WHAT TO WORK ON:
Restate, exactly and without pictures, the lines from the start of the listing below through the line holding "h-[669px] overflow-hidden flex".

DATA:
◆ ◆ ◆ ◆

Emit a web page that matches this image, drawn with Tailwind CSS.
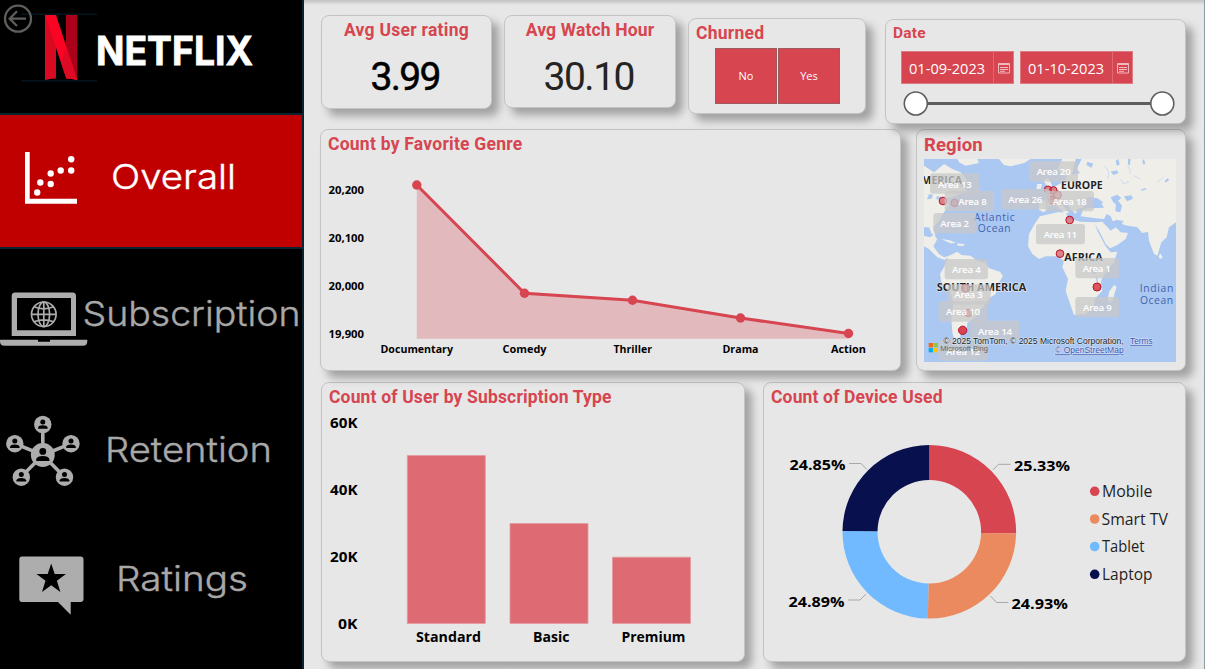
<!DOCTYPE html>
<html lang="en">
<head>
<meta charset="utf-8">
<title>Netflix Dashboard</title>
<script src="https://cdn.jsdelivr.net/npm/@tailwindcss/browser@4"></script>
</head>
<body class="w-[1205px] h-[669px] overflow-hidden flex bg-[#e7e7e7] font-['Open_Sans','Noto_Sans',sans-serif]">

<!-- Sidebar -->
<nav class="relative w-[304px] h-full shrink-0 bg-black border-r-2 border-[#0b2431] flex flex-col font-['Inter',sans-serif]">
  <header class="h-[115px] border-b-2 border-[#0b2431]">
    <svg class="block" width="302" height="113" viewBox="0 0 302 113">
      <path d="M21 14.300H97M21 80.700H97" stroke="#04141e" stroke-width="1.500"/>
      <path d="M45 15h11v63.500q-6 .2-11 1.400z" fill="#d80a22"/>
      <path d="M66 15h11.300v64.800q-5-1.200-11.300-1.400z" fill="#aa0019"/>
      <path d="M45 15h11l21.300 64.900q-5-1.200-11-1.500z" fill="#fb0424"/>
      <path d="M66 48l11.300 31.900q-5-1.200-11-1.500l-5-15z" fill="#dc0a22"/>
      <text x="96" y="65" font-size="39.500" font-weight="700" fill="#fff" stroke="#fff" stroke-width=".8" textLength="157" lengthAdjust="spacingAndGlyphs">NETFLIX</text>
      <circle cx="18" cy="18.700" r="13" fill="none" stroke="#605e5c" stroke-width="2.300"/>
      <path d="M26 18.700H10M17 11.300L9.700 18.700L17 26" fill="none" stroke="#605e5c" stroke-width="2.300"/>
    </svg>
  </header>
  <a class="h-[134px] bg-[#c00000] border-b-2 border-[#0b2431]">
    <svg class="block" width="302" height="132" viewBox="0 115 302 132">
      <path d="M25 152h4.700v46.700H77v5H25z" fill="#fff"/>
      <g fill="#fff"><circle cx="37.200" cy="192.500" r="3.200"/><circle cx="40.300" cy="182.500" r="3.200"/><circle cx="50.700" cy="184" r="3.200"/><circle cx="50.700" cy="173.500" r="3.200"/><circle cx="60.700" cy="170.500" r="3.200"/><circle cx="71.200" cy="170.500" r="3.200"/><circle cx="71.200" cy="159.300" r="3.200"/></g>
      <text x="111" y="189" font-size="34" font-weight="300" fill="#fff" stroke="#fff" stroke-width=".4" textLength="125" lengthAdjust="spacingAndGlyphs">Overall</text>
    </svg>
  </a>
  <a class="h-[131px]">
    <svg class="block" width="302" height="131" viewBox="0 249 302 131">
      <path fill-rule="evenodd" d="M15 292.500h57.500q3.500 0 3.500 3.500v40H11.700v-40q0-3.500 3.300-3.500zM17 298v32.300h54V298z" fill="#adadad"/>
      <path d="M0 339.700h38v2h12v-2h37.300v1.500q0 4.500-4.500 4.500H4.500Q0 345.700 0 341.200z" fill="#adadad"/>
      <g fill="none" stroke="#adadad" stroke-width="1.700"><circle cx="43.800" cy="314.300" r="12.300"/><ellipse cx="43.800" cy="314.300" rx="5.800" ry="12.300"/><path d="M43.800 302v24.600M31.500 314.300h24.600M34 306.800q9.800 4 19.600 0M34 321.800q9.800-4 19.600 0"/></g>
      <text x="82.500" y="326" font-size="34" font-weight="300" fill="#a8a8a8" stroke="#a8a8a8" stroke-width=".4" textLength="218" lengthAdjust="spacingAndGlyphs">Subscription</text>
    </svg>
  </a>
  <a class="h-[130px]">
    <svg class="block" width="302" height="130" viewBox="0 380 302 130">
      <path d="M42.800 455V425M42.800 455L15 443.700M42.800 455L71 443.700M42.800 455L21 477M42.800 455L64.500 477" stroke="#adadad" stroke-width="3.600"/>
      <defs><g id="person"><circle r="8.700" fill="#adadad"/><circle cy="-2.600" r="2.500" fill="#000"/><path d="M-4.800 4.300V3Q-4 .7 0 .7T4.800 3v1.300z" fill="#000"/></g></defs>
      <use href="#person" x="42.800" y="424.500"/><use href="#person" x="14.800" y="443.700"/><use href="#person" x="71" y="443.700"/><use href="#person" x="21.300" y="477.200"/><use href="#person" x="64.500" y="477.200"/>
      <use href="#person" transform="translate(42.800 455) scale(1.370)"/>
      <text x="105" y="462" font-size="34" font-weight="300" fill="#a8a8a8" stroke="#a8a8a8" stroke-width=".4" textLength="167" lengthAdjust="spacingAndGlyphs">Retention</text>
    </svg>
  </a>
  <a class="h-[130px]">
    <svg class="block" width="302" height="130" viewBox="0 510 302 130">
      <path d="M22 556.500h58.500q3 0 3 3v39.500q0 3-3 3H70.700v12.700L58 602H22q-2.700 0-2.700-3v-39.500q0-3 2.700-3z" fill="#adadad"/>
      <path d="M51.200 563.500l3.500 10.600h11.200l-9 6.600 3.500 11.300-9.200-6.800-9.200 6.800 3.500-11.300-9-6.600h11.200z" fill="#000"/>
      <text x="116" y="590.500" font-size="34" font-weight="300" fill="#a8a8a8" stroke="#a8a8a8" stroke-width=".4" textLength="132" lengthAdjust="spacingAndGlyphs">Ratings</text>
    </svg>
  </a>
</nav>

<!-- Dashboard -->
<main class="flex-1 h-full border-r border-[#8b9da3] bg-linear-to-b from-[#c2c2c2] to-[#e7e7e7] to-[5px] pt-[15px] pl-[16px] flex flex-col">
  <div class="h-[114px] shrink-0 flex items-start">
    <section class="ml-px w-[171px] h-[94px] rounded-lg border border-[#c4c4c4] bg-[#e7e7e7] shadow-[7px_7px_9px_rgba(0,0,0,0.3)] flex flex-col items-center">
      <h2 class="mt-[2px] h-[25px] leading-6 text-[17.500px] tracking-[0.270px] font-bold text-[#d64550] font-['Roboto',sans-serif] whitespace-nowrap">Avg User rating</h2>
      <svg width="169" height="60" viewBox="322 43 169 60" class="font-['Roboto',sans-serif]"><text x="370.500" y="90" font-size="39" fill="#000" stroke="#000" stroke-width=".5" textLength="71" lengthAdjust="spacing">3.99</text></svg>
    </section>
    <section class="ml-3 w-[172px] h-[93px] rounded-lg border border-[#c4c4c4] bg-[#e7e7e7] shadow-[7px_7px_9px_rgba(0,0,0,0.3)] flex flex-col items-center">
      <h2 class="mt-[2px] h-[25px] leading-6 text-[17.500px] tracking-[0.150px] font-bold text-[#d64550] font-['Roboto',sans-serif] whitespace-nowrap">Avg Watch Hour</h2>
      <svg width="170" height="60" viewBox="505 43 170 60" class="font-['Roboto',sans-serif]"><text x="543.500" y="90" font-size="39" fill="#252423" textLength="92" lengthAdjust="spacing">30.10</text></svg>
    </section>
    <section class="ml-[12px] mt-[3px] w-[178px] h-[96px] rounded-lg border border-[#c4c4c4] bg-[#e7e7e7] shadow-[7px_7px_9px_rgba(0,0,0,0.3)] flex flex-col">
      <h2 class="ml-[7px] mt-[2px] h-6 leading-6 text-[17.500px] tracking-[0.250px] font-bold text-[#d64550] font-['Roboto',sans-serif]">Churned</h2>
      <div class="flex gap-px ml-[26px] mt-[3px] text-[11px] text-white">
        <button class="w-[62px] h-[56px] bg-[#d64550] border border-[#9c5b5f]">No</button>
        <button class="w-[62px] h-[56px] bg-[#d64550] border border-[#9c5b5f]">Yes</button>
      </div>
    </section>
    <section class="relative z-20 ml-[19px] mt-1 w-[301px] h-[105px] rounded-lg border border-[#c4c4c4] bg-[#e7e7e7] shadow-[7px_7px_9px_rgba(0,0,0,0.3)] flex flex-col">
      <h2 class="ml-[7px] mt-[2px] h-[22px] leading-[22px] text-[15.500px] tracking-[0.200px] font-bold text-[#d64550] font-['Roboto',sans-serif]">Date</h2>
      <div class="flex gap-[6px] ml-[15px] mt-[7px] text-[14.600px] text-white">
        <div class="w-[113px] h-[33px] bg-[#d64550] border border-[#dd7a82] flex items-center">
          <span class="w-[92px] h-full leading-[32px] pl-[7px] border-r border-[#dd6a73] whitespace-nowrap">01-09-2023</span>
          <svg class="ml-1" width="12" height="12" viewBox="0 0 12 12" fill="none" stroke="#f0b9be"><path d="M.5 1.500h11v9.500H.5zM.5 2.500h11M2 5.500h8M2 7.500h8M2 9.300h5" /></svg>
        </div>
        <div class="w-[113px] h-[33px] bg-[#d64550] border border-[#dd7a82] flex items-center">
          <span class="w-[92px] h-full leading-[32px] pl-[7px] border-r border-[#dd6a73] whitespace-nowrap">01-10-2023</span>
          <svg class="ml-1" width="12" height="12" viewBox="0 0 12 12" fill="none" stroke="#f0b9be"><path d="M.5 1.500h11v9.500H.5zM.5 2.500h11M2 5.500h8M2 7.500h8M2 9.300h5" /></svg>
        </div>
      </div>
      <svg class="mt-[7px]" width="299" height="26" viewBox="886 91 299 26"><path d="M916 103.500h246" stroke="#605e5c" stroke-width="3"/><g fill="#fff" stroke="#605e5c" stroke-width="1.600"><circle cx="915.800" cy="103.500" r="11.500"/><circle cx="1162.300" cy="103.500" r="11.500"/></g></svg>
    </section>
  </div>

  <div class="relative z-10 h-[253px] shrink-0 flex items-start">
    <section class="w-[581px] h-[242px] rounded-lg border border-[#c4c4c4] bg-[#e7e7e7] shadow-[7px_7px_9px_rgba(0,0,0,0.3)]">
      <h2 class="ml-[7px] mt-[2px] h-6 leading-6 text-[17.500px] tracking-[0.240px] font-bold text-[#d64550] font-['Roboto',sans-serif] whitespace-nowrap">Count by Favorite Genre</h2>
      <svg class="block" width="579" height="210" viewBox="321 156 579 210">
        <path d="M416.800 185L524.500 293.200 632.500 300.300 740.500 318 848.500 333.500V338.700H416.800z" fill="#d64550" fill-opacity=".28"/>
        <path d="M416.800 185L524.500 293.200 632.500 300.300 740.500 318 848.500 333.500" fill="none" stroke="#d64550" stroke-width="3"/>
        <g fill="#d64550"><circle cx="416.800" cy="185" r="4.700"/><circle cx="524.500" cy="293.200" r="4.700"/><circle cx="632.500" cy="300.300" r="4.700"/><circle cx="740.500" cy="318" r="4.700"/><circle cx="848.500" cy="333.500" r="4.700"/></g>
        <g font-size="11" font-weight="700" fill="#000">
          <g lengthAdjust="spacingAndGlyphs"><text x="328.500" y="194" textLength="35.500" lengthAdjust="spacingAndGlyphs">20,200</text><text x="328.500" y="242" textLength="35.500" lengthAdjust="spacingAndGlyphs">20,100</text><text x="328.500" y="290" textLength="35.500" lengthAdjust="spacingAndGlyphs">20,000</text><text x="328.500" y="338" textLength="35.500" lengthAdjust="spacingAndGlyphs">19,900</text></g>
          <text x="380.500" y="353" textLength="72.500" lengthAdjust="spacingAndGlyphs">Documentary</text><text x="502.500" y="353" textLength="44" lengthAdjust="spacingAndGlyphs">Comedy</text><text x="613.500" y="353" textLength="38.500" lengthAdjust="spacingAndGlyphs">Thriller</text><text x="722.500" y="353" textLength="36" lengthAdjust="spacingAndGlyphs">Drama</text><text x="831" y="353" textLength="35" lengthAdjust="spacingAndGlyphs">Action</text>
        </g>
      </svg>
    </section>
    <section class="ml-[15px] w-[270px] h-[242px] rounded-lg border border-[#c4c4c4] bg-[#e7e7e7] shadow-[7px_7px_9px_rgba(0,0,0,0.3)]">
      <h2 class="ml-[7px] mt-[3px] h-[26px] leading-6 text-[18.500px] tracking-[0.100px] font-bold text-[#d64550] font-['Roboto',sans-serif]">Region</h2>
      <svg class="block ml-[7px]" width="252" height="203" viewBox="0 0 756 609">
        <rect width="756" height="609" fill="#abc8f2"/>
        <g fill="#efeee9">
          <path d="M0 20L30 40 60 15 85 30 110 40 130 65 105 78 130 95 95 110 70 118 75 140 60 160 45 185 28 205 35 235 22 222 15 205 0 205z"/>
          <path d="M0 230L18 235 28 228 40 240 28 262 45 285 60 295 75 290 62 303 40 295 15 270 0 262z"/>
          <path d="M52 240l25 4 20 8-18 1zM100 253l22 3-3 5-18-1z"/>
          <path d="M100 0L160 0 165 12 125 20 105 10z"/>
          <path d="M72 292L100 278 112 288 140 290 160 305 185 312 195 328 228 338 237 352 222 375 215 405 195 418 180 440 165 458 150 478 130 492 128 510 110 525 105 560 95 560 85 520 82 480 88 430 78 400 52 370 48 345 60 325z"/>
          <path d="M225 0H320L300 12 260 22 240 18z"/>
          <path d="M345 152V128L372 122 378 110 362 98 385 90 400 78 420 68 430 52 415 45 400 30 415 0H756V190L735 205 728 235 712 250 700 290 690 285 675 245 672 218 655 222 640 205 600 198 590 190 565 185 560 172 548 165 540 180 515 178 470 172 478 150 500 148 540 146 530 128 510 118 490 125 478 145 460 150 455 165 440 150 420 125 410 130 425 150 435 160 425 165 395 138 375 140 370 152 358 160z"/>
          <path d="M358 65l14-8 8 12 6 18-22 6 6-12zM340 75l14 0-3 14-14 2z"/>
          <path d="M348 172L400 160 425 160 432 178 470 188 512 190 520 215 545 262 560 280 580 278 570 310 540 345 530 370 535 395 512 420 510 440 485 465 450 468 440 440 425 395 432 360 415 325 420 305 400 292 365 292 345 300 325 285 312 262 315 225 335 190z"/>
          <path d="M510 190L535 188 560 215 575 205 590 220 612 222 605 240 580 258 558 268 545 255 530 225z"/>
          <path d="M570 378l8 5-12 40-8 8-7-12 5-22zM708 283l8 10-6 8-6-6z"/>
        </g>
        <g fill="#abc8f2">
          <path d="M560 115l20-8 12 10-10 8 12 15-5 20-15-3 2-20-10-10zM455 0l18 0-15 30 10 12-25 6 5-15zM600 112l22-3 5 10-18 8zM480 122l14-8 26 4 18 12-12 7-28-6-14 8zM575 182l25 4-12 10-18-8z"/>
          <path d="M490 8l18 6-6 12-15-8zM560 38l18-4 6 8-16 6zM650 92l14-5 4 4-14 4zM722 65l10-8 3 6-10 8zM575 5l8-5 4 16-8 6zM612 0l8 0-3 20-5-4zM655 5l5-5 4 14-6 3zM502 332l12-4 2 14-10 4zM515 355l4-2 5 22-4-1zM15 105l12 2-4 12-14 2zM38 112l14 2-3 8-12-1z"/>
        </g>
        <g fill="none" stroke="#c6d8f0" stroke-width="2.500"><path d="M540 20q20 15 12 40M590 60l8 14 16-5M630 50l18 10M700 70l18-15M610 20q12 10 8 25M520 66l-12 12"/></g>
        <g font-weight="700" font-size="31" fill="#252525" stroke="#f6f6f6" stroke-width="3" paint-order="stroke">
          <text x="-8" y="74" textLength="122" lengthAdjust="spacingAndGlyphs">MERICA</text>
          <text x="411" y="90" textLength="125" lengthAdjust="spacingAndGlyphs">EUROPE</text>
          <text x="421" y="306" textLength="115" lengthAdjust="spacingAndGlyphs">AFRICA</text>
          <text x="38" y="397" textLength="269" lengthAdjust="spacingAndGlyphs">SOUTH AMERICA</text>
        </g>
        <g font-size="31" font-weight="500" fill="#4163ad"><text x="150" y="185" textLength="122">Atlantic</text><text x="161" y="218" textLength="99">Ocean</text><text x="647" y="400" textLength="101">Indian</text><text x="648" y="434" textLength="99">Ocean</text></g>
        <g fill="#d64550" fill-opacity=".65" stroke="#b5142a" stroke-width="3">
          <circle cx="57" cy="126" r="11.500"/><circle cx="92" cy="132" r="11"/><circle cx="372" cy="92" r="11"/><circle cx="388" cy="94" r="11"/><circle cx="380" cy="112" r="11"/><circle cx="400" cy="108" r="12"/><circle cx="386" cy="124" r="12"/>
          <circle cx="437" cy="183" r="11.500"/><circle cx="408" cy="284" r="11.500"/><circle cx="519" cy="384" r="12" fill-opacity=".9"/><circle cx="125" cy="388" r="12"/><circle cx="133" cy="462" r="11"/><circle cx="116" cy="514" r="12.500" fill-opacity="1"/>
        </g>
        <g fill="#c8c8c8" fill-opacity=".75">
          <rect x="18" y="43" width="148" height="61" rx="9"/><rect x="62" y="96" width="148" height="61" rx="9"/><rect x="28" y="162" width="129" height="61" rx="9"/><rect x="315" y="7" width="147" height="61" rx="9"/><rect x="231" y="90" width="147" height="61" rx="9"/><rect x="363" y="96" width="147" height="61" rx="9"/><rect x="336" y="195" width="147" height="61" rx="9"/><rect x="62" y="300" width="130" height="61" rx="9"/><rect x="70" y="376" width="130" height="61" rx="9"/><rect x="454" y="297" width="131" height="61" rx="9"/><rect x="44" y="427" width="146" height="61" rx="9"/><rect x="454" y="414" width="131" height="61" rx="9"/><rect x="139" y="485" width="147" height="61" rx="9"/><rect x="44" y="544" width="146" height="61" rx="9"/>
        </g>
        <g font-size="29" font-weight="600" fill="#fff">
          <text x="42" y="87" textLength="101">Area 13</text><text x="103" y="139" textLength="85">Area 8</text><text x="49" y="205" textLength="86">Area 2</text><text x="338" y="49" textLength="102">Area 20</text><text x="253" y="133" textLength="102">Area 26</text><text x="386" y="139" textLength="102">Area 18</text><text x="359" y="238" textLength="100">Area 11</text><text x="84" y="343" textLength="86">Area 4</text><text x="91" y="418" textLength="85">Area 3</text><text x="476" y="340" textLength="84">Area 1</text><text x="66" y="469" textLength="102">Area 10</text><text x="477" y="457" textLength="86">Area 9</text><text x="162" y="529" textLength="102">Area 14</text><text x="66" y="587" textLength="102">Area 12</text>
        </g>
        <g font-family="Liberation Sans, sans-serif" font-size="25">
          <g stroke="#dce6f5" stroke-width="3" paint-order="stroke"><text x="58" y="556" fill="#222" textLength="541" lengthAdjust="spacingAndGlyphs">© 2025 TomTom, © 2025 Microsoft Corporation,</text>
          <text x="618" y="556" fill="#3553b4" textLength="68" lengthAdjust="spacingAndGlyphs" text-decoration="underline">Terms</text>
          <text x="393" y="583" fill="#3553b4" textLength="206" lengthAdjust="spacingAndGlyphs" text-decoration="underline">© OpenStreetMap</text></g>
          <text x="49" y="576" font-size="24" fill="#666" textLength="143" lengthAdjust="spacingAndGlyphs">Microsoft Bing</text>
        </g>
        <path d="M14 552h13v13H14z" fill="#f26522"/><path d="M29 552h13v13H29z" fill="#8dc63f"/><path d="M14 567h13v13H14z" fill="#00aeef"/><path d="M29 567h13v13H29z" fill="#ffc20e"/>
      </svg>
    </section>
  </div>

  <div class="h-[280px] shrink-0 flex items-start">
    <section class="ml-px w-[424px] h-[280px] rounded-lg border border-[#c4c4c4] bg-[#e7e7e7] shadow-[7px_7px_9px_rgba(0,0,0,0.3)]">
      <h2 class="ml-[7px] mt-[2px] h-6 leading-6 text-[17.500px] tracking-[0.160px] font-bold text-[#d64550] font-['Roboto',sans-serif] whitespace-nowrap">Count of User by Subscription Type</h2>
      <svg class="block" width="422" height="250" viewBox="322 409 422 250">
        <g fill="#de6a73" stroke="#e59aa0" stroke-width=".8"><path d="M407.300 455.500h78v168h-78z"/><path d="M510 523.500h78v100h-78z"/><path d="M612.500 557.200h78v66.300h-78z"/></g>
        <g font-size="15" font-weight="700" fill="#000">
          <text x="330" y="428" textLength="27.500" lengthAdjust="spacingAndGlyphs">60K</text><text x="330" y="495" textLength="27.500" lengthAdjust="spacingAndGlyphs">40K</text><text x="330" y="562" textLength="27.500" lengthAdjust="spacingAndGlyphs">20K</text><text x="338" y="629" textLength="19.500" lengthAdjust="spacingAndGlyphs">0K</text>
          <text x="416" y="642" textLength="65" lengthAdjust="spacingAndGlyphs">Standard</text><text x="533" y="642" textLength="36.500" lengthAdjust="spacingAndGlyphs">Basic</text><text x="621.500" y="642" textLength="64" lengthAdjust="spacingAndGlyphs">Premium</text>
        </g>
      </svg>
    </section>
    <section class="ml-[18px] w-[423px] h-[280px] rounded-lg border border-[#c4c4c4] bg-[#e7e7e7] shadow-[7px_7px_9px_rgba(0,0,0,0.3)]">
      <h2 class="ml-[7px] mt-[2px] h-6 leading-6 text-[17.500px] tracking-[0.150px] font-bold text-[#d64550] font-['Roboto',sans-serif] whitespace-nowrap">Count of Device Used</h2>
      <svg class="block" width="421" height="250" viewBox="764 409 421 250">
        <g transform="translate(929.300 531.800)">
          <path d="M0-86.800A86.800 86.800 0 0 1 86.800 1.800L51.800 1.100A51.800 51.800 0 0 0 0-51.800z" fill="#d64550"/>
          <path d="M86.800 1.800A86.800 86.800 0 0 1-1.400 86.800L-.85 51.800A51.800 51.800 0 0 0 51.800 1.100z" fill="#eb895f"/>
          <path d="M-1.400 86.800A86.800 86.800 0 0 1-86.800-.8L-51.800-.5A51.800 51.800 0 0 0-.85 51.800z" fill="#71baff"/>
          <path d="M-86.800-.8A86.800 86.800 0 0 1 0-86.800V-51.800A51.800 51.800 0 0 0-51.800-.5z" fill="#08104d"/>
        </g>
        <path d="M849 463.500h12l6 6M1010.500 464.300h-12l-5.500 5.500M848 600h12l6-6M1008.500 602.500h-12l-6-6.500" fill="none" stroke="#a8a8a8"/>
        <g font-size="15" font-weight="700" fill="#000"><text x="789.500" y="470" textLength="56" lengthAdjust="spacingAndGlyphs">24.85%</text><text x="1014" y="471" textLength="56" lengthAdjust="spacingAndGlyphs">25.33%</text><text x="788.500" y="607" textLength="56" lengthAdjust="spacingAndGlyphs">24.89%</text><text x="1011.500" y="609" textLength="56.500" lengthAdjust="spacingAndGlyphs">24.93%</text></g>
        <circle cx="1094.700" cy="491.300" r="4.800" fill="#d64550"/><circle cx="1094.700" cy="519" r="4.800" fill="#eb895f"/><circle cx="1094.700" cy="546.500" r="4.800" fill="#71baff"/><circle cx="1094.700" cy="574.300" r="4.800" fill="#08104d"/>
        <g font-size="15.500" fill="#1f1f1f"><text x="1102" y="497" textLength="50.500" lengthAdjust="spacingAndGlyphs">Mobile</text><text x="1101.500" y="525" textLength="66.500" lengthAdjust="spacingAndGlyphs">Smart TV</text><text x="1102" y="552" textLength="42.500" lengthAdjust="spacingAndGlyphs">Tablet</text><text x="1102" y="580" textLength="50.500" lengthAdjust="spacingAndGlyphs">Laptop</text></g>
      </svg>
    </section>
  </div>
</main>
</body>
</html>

◆ ◆ ◆ ◆

OUTPUT:
Emit a web page that matches this image, drawn with Tailwind CSS.
<!DOCTYPE html>
<html lang="en">
<head>
<meta charset="utf-8">
<title>Netflix Dashboard</title>
<script src="https://cdn.jsdelivr.net/npm/@tailwindcss/browser@4"></script>
</head>
<body class="w-[1205px] h-[669px] overflow-hidden flex bg-[#e7e7e7] font-['Open_Sans','Noto_Sans',sans-serif]">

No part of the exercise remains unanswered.